++++ Given data ++++

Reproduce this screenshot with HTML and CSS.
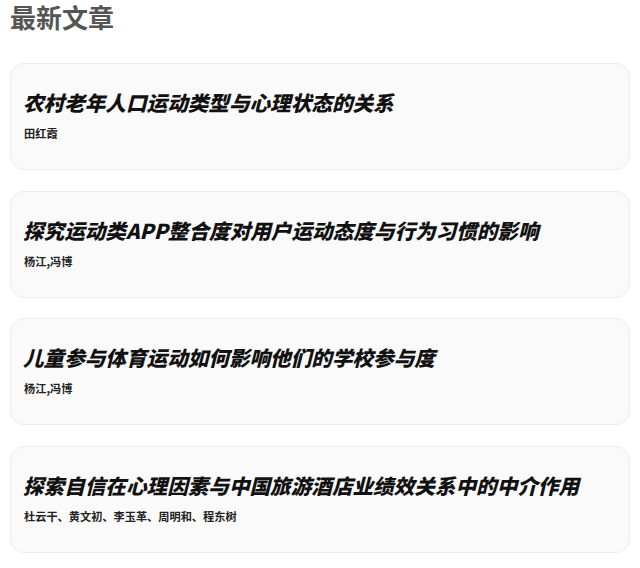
FILE: index.html
```html
<!DOCTYPE html>
<html lang="zh-CN">
<head>
<meta charset="utf-8">
<title>最新文章</title>
<link rel="stylesheet" href="styles.css">
</head>
<body>
<main class="latest">
  <h1 class="latest-title">最新文章</h1>
  <ul class="article-list">
    <li class="article-card">
      <h2 class="article-title">农村老年人口运动类型与心理状态的关系</h2>
      <p class="article-authors">田红霞</p>
    </li>
    <li class="article-card">
      <h2 class="article-title">探究运动类APP整合度对用户运动态度与行为习惯的影响</h2>
      <p class="article-authors">杨江,冯博</p>
    </li>
    <li class="article-card">
      <h2 class="article-title">儿童参与体育运动如何影响他们的学校参与度</h2>
      <p class="article-authors">杨江,冯博</p>
    </li>
    <li class="article-card">
      <h2 class="article-title">探索自信在心理因素与中国旅游酒店业绩效关系中的中介作用</h2>
      <p class="article-authors">杜云干、黄文初、李玉革、周明和、程东树</p>
    </li>
  </ul>
</main>
</body>
</html>
```

FILE: styles.css
```css
* {
  box-sizing: border-box;
}

body {
  margin: 0;
  background: #ffffff;
  font-family: "Noto Sans CJK SC", "Noto Sans", sans-serif;
  color: #111111;
}

.latest {
  padding: 0 10px;
}

.latest-title {
  margin: 0 0 29px;
  font-size: 26px;
  line-height: 34px;
  font-weight: 700;
  color: #555555;
}

.article-list {
  list-style: none;
  margin: 0;
  padding: 0;
  display: flex;
  flex-direction: column;
  gap: 20.5px;
}

.article-card {
  height: 107px;
  padding: 22px 12px 0;
  background: #fafafa;
  border: 1px solid #ededed;
  border-radius: 14px;
}

.article-title {
  margin: 0;
  font-size: 20.6px;
  line-height: 32px;
  font-weight: 900;
  font-style: italic;
  color: #111111;
}

.article-authors {
  margin: 7px 0 0;
  padding-left: 1px;
  font-size: 11.2px;
  line-height: 16px;
  font-weight: 700;
  color: #222222;
}
```
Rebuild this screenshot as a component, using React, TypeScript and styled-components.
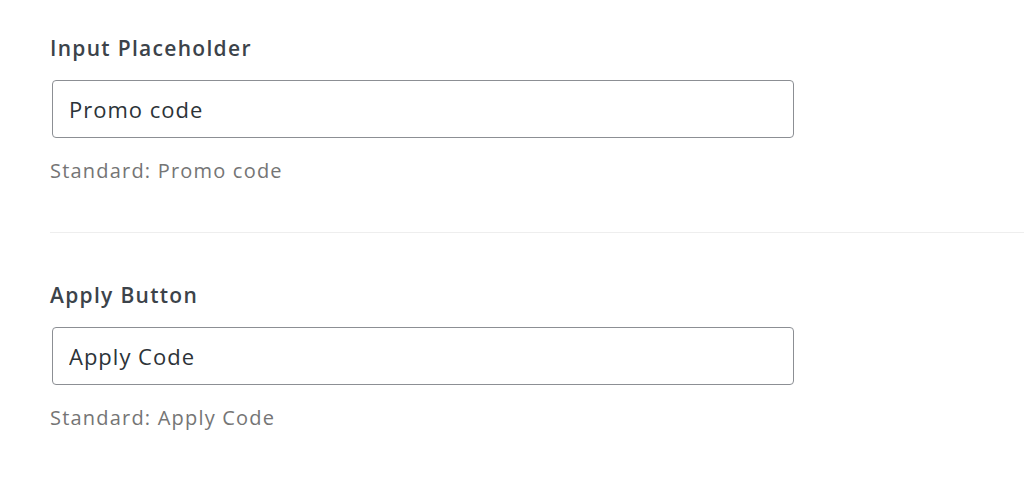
import styled, { createGlobalStyle } from 'styled-components'

const GlobalStyle = createGlobalStyle`
    body {
        margin: 0;
        background: #ffffff;
        font-family: "Open Sans", "Noto Sans", sans-serif;
    }
`;

const StyledPage = styled.div`
    width: 1024px;
    height: 480px;
    overflow: hidden;
    padding-top: 34px;
    box-sizing: border-box;
`;

const StyledField = styled.div`
    display: flex;
    flex-direction: column;
    padding-left: 50px;
`;

const StyledLabel = styled.label`
    color: #3c434a;
    font-size: 21px;
    font-weight: 600;
    letter-spacing: 1.3px;
    line-height: 28px;
    margin-bottom: 18px;
`;

const StyledInput = styled.input`
    width: 742px;
    height: 58px;
    margin-left: 2px;
    box-sizing: border-box;
    border: 1.5px solid #8c8f94;
    border-radius: 4px;
    padding: 0 16px;
    color: #2c3338;
    font-family: "Open Sans", "Noto Sans", sans-serif;
    font-size: 22px;
    letter-spacing: 1px;
    outline: none;
`;

const StyledHelp = styled.p`
    margin: 20px 0 0;
    color: #757575;
    font-size: 20px;
    letter-spacing: 1.2px;
    line-height: 26px;
`;

const StyledDivider = styled.hr`
    border: none;
    border-top: 1.5px solid #eeeeee;
    margin: 48px 0 48px 50px;
`;

const fields = [
    { label: 'Input Placeholder', value: 'Promo code' },
    { label: 'Apply Button', value: 'Apply Code' },
]

const App = () => {
    return (
        <StyledPage>
            <GlobalStyle />
            {fields.map((field, i) => (
                <div key={field.label}>
                    {i > 0 && <StyledDivider />}
                    <StyledField>
                        <StyledLabel>{field.label}</StyledLabel>
                        <StyledInput defaultValue={field.value} />
                        <StyledHelp>Standard: {field.value}</StyledHelp>
                    </StyledField>
                </div>
            ))}
        </StyledPage>
    )
}

export default App
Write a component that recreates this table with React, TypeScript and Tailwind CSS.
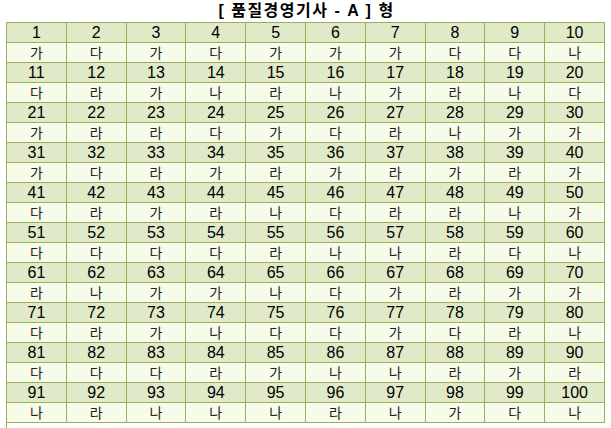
const answers = [
  '가다가다가가가다다나',
  '다라가나라나가라나다',
  '가라라다가다라나가가',
  '가다라가라가라가라가',
  '다라가라나다라라나가',
  '다다다다라나나라다나',
  '라나가가나다가라가가',
  '다라가나다다가다라나',
  '다다다라가나나라가라',
  '나라나나나라나가다나',
];

export default function App() {
  return (
    <div className="w-[611px] h-[428px] bg-white overflow-hidden font-['Liberation_Sans','Noto_Sans_CJK_KR',sans-serif]">
      {/* Title */}
      <div className="h-[22px] pl-[2px] flex items-center justify-center text-[16px] font-bold text-black tracking-[1.5px] whitespace-pre">
        [ 품질경영기사 - A ] 형
      </div>

      {/* Answer grid */}
      <div className="ml-[6px] w-[599px] grid grid-cols-10 border-l border-t border-[#9bb05c]">
        {answers.map((row, r) => (
          <div key={r} className="contents">
            {Array.from({ length: 10 }).map((_, c) => (
              <div
                key={'n' + c}
                className="h-[20px] flex items-center justify-center border-r border-b border-[#9bb05c] bg-[#e0eac8] text-[16px] text-black leading-none"
              >
                {r * 10 + c + 1}
              </div>
            ))}
            {row.split('').map((a, c) => (
              <div
                key={'a' + c}
                className="h-[20px] flex items-center justify-center border-r border-b border-[#9bb05c] bg-[#f7fbea] text-[14px] text-[#222] leading-none"
              >
                {a}
              </div>
            ))}
          </div>
        ))}
      </div>
      <div className="ml-[6px] h-[8px] border-l border-[#9bb05c]" />
    </div>
  );
}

++++

■ Objective ■
All of the records need repeating exactly, except for the pictures.

■ Answer below ■
Reproduce this screenshot with HTML and CSS.
FILE: index.html
```html
<!DOCTYPE html>
<html lang="zh-CN">
<head>
<meta charset="utf-8">
<title>最新文章</title>
<link rel="stylesheet" href="styles.css">
</head>
<body>
<main class="latest">
  <h1 class="latest-title">最新文章</h1>
  <ul class="article-list">
    <li class="article-card">
      <h2 class="article-title">农村老年人口运动类型与心理状态的关系</h2>
      <p class="article-authors">田红霞</p>
    </li>
    <li class="article-card">
      <h2 class="article-title">探究运动类APP整合度对用户运动态度与行为习惯的影响</h2>
      <p class="article-authors">杨江,冯博</p>
    </li>
    <li class="article-card">
      <h2 class="article-title">儿童参与体育运动如何影响他们的学校参与度</h2>
      <p class="article-authors">杨江,冯博</p>
    </li>
    <li class="article-card">
      <h2 class="article-title">探索自信在心理因素与中国旅游酒店业绩效关系中的中介作用</h2>
      <p class="article-authors">杜云干、黄文初、李玉革、周明和、程东树</p>
    </li>
  </ul>
</main>
</body>
</html>
```

FILE: styles.css
```css
* {
  box-sizing: border-box;
}

body {
  margin: 0;
  background: #ffffff;
  font-family: "Noto Sans CJK SC", "Noto Sans", sans-serif;
  color: #111111;
}

.latest {
  padding: 0 10px;
}

.latest-title {
  margin: 0 0 29px;
  font-size: 26px;
  line-height: 34px;
  font-weight: 700;
  color: #555555;
}

.article-list {
  list-style: none;
  margin: 0;
  padding: 0;
  display: flex;
  flex-direction: column;
  gap: 20.5px;
}

.article-card {
  height: 107px;
  padding: 22px 12px 0;
  background: #fafafa;
  border: 1px solid #ededed;
  border-radius: 14px;
}

.article-title {
  margin: 0;
  font-size: 20.6px;
  line-height: 32px;
  font-weight: 900;
  font-style: italic;
  color: #111111;
}

.article-authors {
  margin: 7px 0 0;
  padding-left: 1px;
  font-size: 11.2px;
  line-height: 16px;
  font-weight: 700;
  color: #222222;
}
```
Rebuild this screenshot as a component, using React, TypeScript and styled-components.
import styled, { createGlobalStyle } from 'styled-components'

const GlobalStyle = createGlobalStyle`
    body {
        margin: 0;
        background: #ffffff;
        font-family: "Open Sans", "Noto Sans", sans-serif;
    }
`;

const StyledPage = styled.div`
    width: 1024px;
    height: 480px;
    overflow: hidden;
    padding-top: 34px;
    box-sizing: border-box;
`;

const StyledField = styled.div`
    display: flex;
    flex-direction: column;
    padding-left: 50px;
`;

const StyledLabel = styled.label`
    color: #3c434a;
    font-size: 21px;
    font-weight: 600;
    letter-spacing: 1.3px;
    line-height: 28px;
    margin-bottom: 18px;
`;

const StyledInput = styled.input`
    width: 742px;
    height: 58px;
    margin-left: 2px;
    box-sizing: border-box;
    border: 1.5px solid #8c8f94;
    border-radius: 4px;
    padding: 0 16px;
    color: #2c3338;
    font-family: "Open Sans", "Noto Sans", sans-serif;
    font-size: 22px;
    letter-spacing: 1px;
    outline: none;
`;

const StyledHelp = styled.p`
    margin: 20px 0 0;
    color: #757575;
    font-size: 20px;
    letter-spacing: 1.2px;
    line-height: 26px;
`;

const StyledDivider = styled.hr`
    border: none;
    border-top: 1.5px solid #eeeeee;
    margin: 48px 0 48px 50px;
`;

const fields = [
    { label: 'Input Placeholder', value: 'Promo code' },
    { label: 'Apply Button', value: 'Apply Code' },
]

const App = () => {
    return (
        <StyledPage>
            <GlobalStyle />
            {fields.map((field, i) => (
                <div key={field.label}>
                    {i > 0 && <StyledDivider />}
                    <StyledField>
                        <StyledLabel>{field.label}</StyledLabel>
                        <StyledInput defaultValue={field.value} />
                        <StyledHelp>Standard: {field.value}</StyledHelp>
                    </StyledField>
                </div>
            ))}
        </StyledPage>
    )
}

export default App
Write a component that recreates this table with React, TypeScript and Tailwind CSS.
const answers = [
  '가다가다가가가다다나',
  '다라가나라나가라나다',
  '가라라다가다라나가가',
  '가다라가라가라가라가',
  '다라가라나다라라나가',
  '다다다다라나나라다나',
  '라나가가나다가라가가',
  '다라가나다다가다라나',
  '다다다라가나나라가라',
  '나라나나나라나가다나',
];

export default function App() {
  return (
    <div className="w-[611px] h-[428px] bg-white overflow-hidden font-['Liberation_Sans','Noto_Sans_CJK_KR',sans-serif]">
      {/* Title */}
      <div className="h-[22px] pl-[2px] flex items-center justify-center text-[16px] font-bold text-black tracking-[1.5px] whitespace-pre">
        [ 품질경영기사 - A ] 형
      </div>

      {/* Answer grid */}
      <div className="ml-[6px] w-[599px] grid grid-cols-10 border-l border-t border-[#9bb05c]">
        {answers.map((row, r) => (
          <div key={r} className="contents">
            {Array.from({ length: 10 }).map((_, c) => (
              <div
                key={'n' + c}
                className="h-[20px] flex items-center justify-center border-r border-b border-[#9bb05c] bg-[#e0eac8] text-[16px] text-black leading-none"
              >
                {r * 10 + c + 1}
              </div>
            ))}
            {row.split('').map((a, c) => (
              <div
                key={'a' + c}
                className="h-[20px] flex items-center justify-center border-r border-b border-[#9bb05c] bg-[#f7fbea] text-[14px] text-[#222] leading-none"
              >
                {a}
              </div>
            ))}
          </div>
        ))}
      </div>
      <div className="ml-[6px] h-[8px] border-l border-[#9bb05c]" />
    </div>
  );
}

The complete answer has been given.